The Euler Hermes Quarterly Overdue Payments Report analyses 17 major industry sectors for reported debtor payment incidents, which it receives daily from the 250,000 UK businesses covered by its trade credit insurance. These include any incidents of companies not being paid for goods and services on time, such as late or delayed payments, default, insolvency, country court judgments, or credit insurance claims. Increases were reported in 14 out of the 17 sectors.

Construction companies registered more payment delays than any other single UK sector last year, accounting for 31% of all payment incidents reported. Overdue payments are not particularly unusual in a sector where disputes are often partly to blame for delays. However, the sector suffered a 27% year-on-year rise in the number of overdue payments incidents in 2015, as some firms toiled with low-margin contracts secured during the last recession. Payments delays surged in the final quarter of last year and were up 12% compared with July to September.

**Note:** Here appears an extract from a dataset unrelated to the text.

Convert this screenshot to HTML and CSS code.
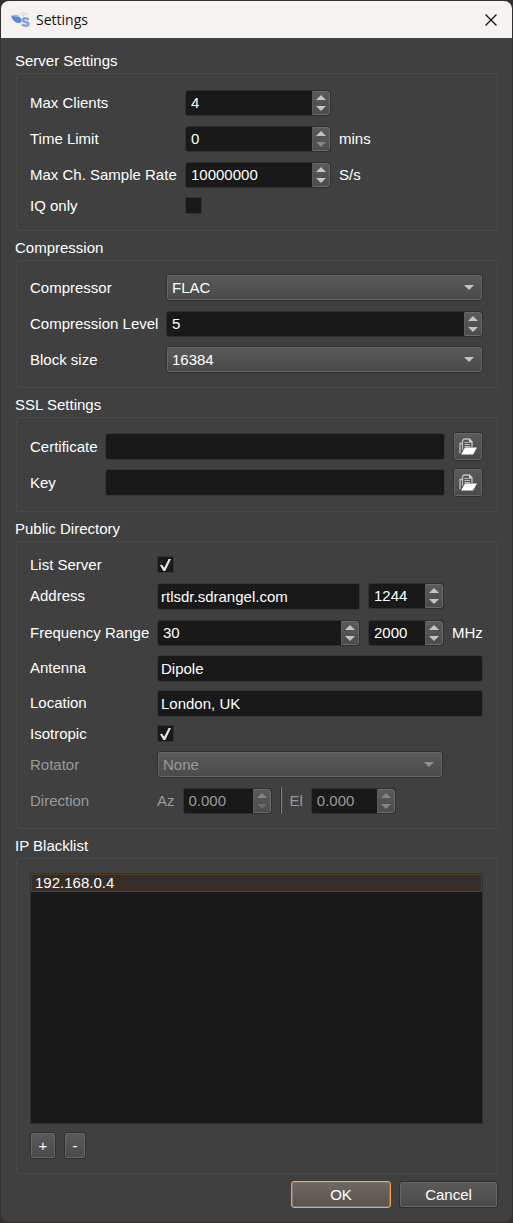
FILE: index.html
```html
<!DOCTYPE html>
<html lang="en">
<head>
<meta charset="utf-8">
<meta name="viewport" content="width=device-width, initial-scale=1">
<title>Settings</title>
<link rel="stylesheet" href="styles.css">
</head>
<body>
<main class="dialog">
  <header class="titlebar">
    <svg class="titlebar__logo" viewBox="0 0 22 18" aria-hidden="true">
      <path d="M1 5.500Q4 3.500 8 4.500L11.500 8V11Q9 12.500 6 11.500Q2.500 9.500 1 5.500Z" fill="#5b88d0"/>
      <path d="M1 5Q4 3 8 4L10 6.500Q5 5 1 5Z" fill="#9dbbe6"/>
      <path d="M9.500 4Q10 2 14 2.200Q18 2.500 17.500 4.500M11 5Q12.500 3.500 15 4.500" fill="none" stroke="#c9d6ea" stroke-width="1"/>
      <path d="M18.700 8.500Q17 7.200 15.200 7.200Q13 7.200 13 8.900Q13 10.400 15.700 10.900Q18.500 11.400 18.500 13Q18.500 14.800 15.700 14.800Q13.500 14.800 12 13.600" fill="none" stroke="#7da2dc" stroke-width="2.500"/>
    </svg>
    <h1 class="titlebar__text">Settings</h1>
    <button class="titlebar__close" type="button" aria-label="Close">
      <svg viewBox="0 0 12 12" aria-hidden="true"><path d="M0.500 0.500L11.500 11.500M11.500 0.500L0.500 11.500" stroke="#111" stroke-width="1.300"/></svg>
    </button>
  </header>

  <form class="content">
    <section class="group">
      <h2 class="group__title">Server Settings</h2>
      <div class="group__box group__box--roomy grid grid--server">
        <label for="clients">Max Clients</label>
        <div class="spin">
          <input id="clients" type="text" value="4">
          <span class="spin__steps"><button class="step step--up" type="button" aria-label="More clients"></button><button class="step step--down" type="button" aria-label="Fewer clients"></button></span>
        </div>
        <span></span>
        <label for="limit">Time Limit</label>
        <div class="spin">
          <input id="limit" type="text" value="0">
          <span class="spin__steps"><button class="step step--up" type="button" aria-label="Raise limit"></button><button class="step step--down" type="button" aria-label="Lower limit" disabled></button></span>
        </div>
        <span>mins</span>
        <label for="rate">Max Ch. Sample Rate</label>
        <div class="spin">
          <input id="rate" type="text" value="10000000">
          <span class="spin__steps"><button class="step step--up" type="button" aria-label="Raise rate"></button><button class="step step--down" type="button" aria-label="Lower rate"></button></span>
        </div>
        <span>S/s</span>
        <label for="iq">IQ only</label>
        <input class="check" id="iq" type="checkbox">
      </div>
    </section>

    <section class="group">
      <h2 class="group__title">Compression</h2>
      <div class="group__box group__box--snug grid grid--compression">
        <label for="compressor">Compressor</label>
        <div class="combo"><select id="compressor"><option>FLAC</option></select></div>
        <label for="level">Compression Level</label>
        <div class="spin">
          <input id="level" type="text" value="5">
          <span class="spin__steps"><button class="step step--up" type="button" aria-label="Raise level"></button><button class="step step--down" type="button" aria-label="Lower level"></button></span>
        </div>
        <label for="block">Block size</label>
        <div class="combo"><select id="block"><option>16384</option></select></div>
      </div>
    </section>

    <section class="group">
      <h2 class="group__title">SSL Settings</h2>
      <div class="group__box grid grid--ssl">
        <label for="cert">Certificate</label>
        <input class="text" id="cert" type="text">
        <button class="button button--icon" type="button" aria-label="Browse for certificate">
          <svg viewBox="0 0 18 18" aria-hidden="true"><path d="M1 15V5.500H3.500V2.500L5 1H10.500L13 3.500V9" fill="none" stroke="#bdbdbd" stroke-width="1.400"/><path d="M3.500 5V12M5.500 4.500H9.500M5.500 6.500H11M5.500 8.500H11" fill="none" stroke="#bdbdbd" stroke-width="1.200"/><path d="M10 1L13.500 4.500H10Z" fill="#e0e0e0"/><path d="M6 9.500H18L14 16.500H2Z" fill="#fff"/></svg>
        </button>
        <label for="key">Key</label>
        <input class="text" id="key" type="text">
        <button class="button button--icon" type="button" aria-label="Browse for key">
          <svg viewBox="0 0 18 18" aria-hidden="true"><path d="M1 15V5.500H3.500V2.500L5 1H10.500L13 3.500V9" fill="none" stroke="#bdbdbd" stroke-width="1.400"/><path d="M3.500 5V12M5.500 4.500H9.500M5.500 6.500H11M5.500 8.500H11" fill="none" stroke="#bdbdbd" stroke-width="1.200"/><path d="M10 1L13.500 4.500H10Z" fill="#e0e0e0"/><path d="M6 9.500H18L14 16.500H2Z" fill="#fff"/></svg>
        </button>
      </div>
    </section>

    <section class="group">
      <h2 class="group__title">Public Directory</h2>
      <div class="group__box grid grid--directory">
        <label for="list">List Server</label>
        <input class="check" id="list" type="checkbox" checked>
        <label for="address">Address</label>
        <div class="pair">
          <input class="text" id="address" type="text" value="rtlsdr.sdrangel.com">
          <div class="spin">
            <input type="text" value="1244" aria-label="Port">
            <span class="spin__steps"><button class="step step--up" type="button" aria-label="Raise port"></button><button class="step step--down" type="button" aria-label="Lower port"></button></span>
          </div>
        </div>
        <label for="freq">Frequency Range</label>
        <div class="pair">
          <div class="spin">
            <input id="freq" type="text" value="30">
            <span class="spin__steps"><button class="step step--up" type="button" aria-label="Raise minimum"></button><button class="step step--down" type="button" aria-label="Lower minimum"></button></span>
          </div>
          <div class="spin">
            <input type="text" value="2000" aria-label="Maximum frequency">
            <span class="spin__steps"><button class="step step--up" type="button" aria-label="Raise maximum"></button><button class="step step--down" type="button" aria-label="Lower maximum"></button></span>
          </div>
          <span>MHz</span>
        </div>
        <label for="antenna">Antenna</label>
        <input class="text" id="antenna" type="text" value="Dipole">
        <label for="location">Location</label>
        <input class="text" id="location" type="text" value="London, UK">
        <label for="iso">Isotropic</label>
        <input class="check" id="iso" type="checkbox" checked>
        <label class="is-off" for="rotator">Rotator</label>
        <div class="combo combo--rotator is-off"><select id="rotator" disabled><option>None</option></select></div>
        <span class="is-off">Direction</span>
        <div class="direction is-off">
          <label for="az">Az</label>
          <div class="spin spin--az">
            <input id="az" type="text" value="0.000" disabled>
            <span class="spin__steps"><button class="step step--up" type="button" aria-label="Raise azimuth" disabled></button><button class="step step--down step--min" type="button" aria-label="Lower azimuth" disabled></button></span>
          </div>
          <span class="direction__line"></span>
          <label for="el">El</label>
          <div class="spin spin--el">
            <input id="el" type="text" value="0.000" disabled>
            <span class="spin__steps"><button class="step step--up" type="button" aria-label="Raise elevation" disabled></button><button class="step step--down" type="button" aria-label="Lower elevation" disabled></button></span>
          </div>
        </div>
      </div>
    </section>

    <section class="group">
      <h2 class="group__title">IP Blacklist</h2>
      <div class="group__box">
        <ul class="list">
          <li class="list__item">192.168.0.4</li>
        </ul>
        <div class="list-actions">
          <button class="button button--add" type="button">+</button>
          <button class="button button--remove" type="button">-</button>
        </div>
      </div>
    </section>

    <footer class="actions">
      <button class="button button--default" type="button">OK</button>
      <button class="button" type="button">Cancel</button>
    </footer>
  </form>
</main>
</body>
</html>
```

FILE: styles.css
```css
* {
  box-sizing: border-box;
}

body {
  margin: 0;
  padding: 1px;
  background: #34302e;
  color: #fff;
  font: 15px/18px "Liberation Sans", Arial, sans-serif;
}

input,
select,
button {
  margin: 0;
  padding: 0;
  border: 0;
  background: none;
  color: inherit;
  font: inherit;
}

label {
  white-space: nowrap;
}

.dialog {
  overflow: hidden;
  border-radius: 8px;
  background: #404040;
}

.titlebar {
  display: flex;
  align-items: center;
  height: 37px;
  padding: 0 15px 0 9px;
  background: #f6f2f0;
  color: #111;
}

.titlebar__logo {
  width: 22px;
  height: 18px;
}

.titlebar__text {
  flex: 1;
  margin: 0 0 0 4px;
  font: 14px/20px "Open Sans", "Noto Sans", sans-serif;
}

.titlebar__close {
  display: flex;
  width: 12px;
  height: 12px;
}

.titlebar__close svg {
  width: 12px;
  height: 12px;
}

.content {
  padding: 6px 14px 14px;
}

.group__title {
  margin: 0;
  padding: 8px 0 3px;
  font-size: 15px;
  font-weight: 400;
  line-height: 18px;
}

.group__box {
  margin-left: 1px;
  padding: 14px 14px 14px 13px;
  border: 1px solid #4a4a4a;
  border-radius: 3px;
}

.group__box--roomy {
  padding-top: 15px;
  padding-bottom: 16px;
}

.group__box--snug {
  padding-top: 13px;
}

.grid {
  display: grid;
  align-items: center;
  gap: 9px 8px;
}

.grid--server {
  grid-template-columns: 147px 146px 1fr;
  grid-template-rows: repeat(3, 27px) 17px;
}

.grid--compression {
  grid-template-columns: 128px 1fr;
  grid-auto-rows: 27px;
}

.grid--ssl {
  grid-template-columns: 67px 1fr 30px;
  grid-auto-rows: 29px;
  row-gap: 7px;
}

.grid--directory {
  grid-template-columns: 119px 1fr;
  grid-template-rows: 17px 28px 27px 26px 26px 17px 27px 27px;
}

.text {
  width: 100%;
  min-width: 0;
  height: 27px;
  padding: 0 3px;
  border: 1px solid #363636;
  border-radius: 3px;
  background: #191919;
}

.spin {
  display: flex;
  height: 26px;
  min-width: 0;
  overflow: hidden;
  border: 1px solid #303030;
  border-radius: 3px;
  background: #191919;
}

.spin input {
  flex: 1;
  width: 0;
  min-width: 0;
  padding-left: 5px;
}

.spin__steps {
  display: flex;
  flex-direction: column;
  width: 18px;
  border: 1px solid #6a6a6a;
  border-left-color: #5c5c5c;
  border-radius: 0 2px 2px 0;
  background: linear-gradient(#5a5a5a, #4c4c4c);
}

.step {
  display: flex;
  flex: 1;
  align-items: center;
  justify-content: center;
  color: #c4c4c4;
}

.step::before {
  content: "";
  border: 5px solid transparent;
}

.step--up::before {
  border-top: 0;
  border-bottom-color: currentColor;
}

.step--down::before {
  border-bottom: 0;
  border-top-color: currentColor;
}

.step:disabled {
  color: #858585;
}

.step--min:disabled {
  color: #696969;
}

.combo {
  position: relative;
  height: 27px;
}

.combo select {
  width: 100%;
  height: 27px;
  padding: 0 24px 0 5px;
  border: 1px solid #303030;
  border-radius: 3px;
  background: linear-gradient(#5a5a5a, #4a4a4a);
  box-shadow: inset 0 0 0 1px #666;
  appearance: none;
  opacity: 1;
}

.combo::after {
  content: "";
  position: absolute;
  top: 11px;
  right: 9px;
  border: 5px solid transparent;
  border-top-color: #c4c4c4;
  border-bottom: 0;
  pointer-events: none;
}

.combo.is-off::after {
  border-top-color: #909090;
}

.combo--rotator {
  margin-right: 40px;
}

.is-off {
  color: #9a9a9a;
}

.check {
  display: block;
  width: 17px;
  height: 17px;
  border: 1px solid #333;
  background: #191919;
  appearance: none;
}

.check:checked::before {
  content: "";
  display: block;
  width: 11px;
  height: 12px;
  margin: 2px;
  background: #e6e6e6;
  clip-path: polygon(0 52%, 17% 45%, 39% 72%, 78% 0, 100% 0, 48% 100%, 31% 100%);
}

.pair {
  display: grid;
  grid-template-columns: 1fr 76px 31px;
  align-items: center;
  gap: 8px;
}

.direction {
  display: flex;
  align-items: center;
  gap: 8px;
}

.spin--az {
  width: 89px;
}

.spin--el {
  width: 85px;
}

.direction__line {
  width: 2px;
  height: 27px;
  border-left: 1px solid #2b2b2b;
  background: #888;
}

.button {
  height: 27px;
  border: 1px solid #303030;
  border-radius: 3px;
  background: linear-gradient(#5a5a5a, #4a4a4a);
  box-shadow: inset 0 0 0 1px #666;
}

.button--icon {
  display: flex;
  align-items: center;
  justify-content: center;
  height: 29px;
}

.button--icon svg {
  width: 18px;
  height: 18px;
}

.list {
  height: 251px;
  margin: 0;
  padding: 0;
  border: 1px solid #303030;
  background: #191919;
  list-style: none;
}

.list__item {
  padding: 0 3px;
  border: 1px solid #553c20;
  background: linear-gradient(#2f2d2b, #3a2e25);
  line-height: 16px;
}

.list-actions {
  display: flex;
  gap: 8px;
  margin-top: 8px;
}

.button--add {
  width: 26px;
}

.button--remove {
  width: 22px;
}

.actions {
  display: grid;
  grid-template-columns: 100px 99px;
  justify-content: end;
  gap: 8px;
  padding-top: 7px;
}

.button--default {
  border-color: #ffa040;
  background: linear-gradient(#6f6861, #59544f);
  box-shadow: inset 0 0 0 1px #807468;
}
```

The research found that the most affected sub-sectors were general contractors, civil engineering providers and installers of wiring and fittings – with the latter suffering disproportionately due to large projects running over budget.

Businesses reporting delayed debtor payments rose by 12% from October to December 2015 compared to the third quarter of 2015; the highest level for eight consecutive quarters. According to the findings, one in six (17%) companies reported having difficulty in making payments on time last year, up from 10% in 2014. The average number of seasonally adjusted overdue payment incidents reported per quarter fell by 11% year-on-year in 2014 over 2013, before increasing by 8% in 2015.

“Business continues to drive the growth and export agenda, but the increase in financial stress across much of UK plc illustrates that more needs to be done to stop the domino effect of late payments,” said Valerio Perinelli, CEO of Euler Hermes UK. “Our data suggests challenging times ahead, so firms should tread carefully when offering open credit terms on new contracts or to new customers.”